By November 5, 2021No Comments

What Was Lost could have been two different novels: a delightful children’s story about a girl sleuth, or a gothic tale of urban despair.

Catherine O’Flynn chooses the darker path, but only after making us fall in love with Kate Meaney, a ten-year-old aspiring detective who hangs around a shopping mall making notes on suspicious-looking characters.

“Tuesday, 24 April

Nothing to report today. Man seen eating orange peel from brown paper bag. Followed him for 40 minutes but no further deviance observed.”

“Thursday, 26 April

Tall white male seen today hiding in tropical shrubbery area in central atrium. Appeared to be talking to a leaf. No criminal motive apparent so Mickey and I moved away quickly.”

Mickey is Kate’s assistant, a toy chimp that Kate removes from her tote bag to monitor suspects while she’s having lunch. Outside school hours, Kate is the founder, owner and principal operative of Falcon Investigations, named after a Humphrey Bogart film she admires. She dreams of distributing business cards to clients and fingerprinting criminals, though as yet she owns neither cards nor an ink pad.

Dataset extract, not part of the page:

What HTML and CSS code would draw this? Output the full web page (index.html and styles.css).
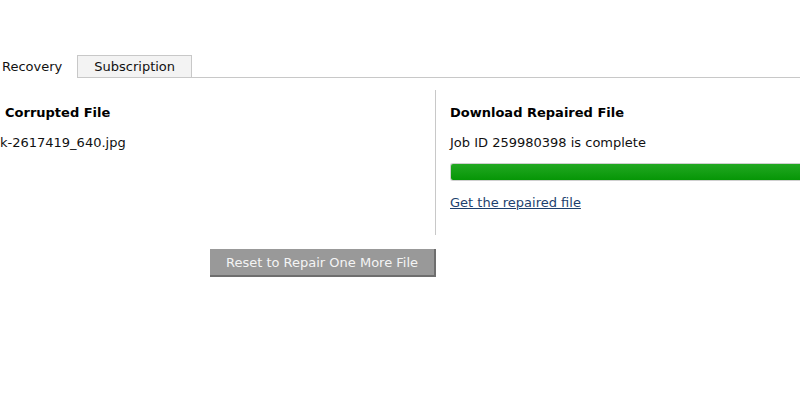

Kate inhabits a world of disillusioned adults, and the shoppers she trails are not criminals, but denizens of Green Oaks Shopping Center, a glass-and-concrete monolith that has sucked the economic life and character from Kate’s community. The mall is a vast haunted house populated by disturbed customers harboring frightening thoughts.

One day Kate mysteriously disappears. Nineteen years later, a Green Oaks security guard spies her on a surveillance camera. But personal grief, sleep disorder and his sinister environment have so distorted his sense of reality that he cannot trust his vision. His only confidant is a music store supervisor whose brother was once a suspect in Kate’s disappearance.

This novel lifted my spirits and broke my heart at the same time. Rare and precious is the author who can do that. Thus, I regret that I must downgrade my rating to three stars due to her excessive use of profanity and foul language. Otherwise, What Was Lost is a cut above conventional mystery novels.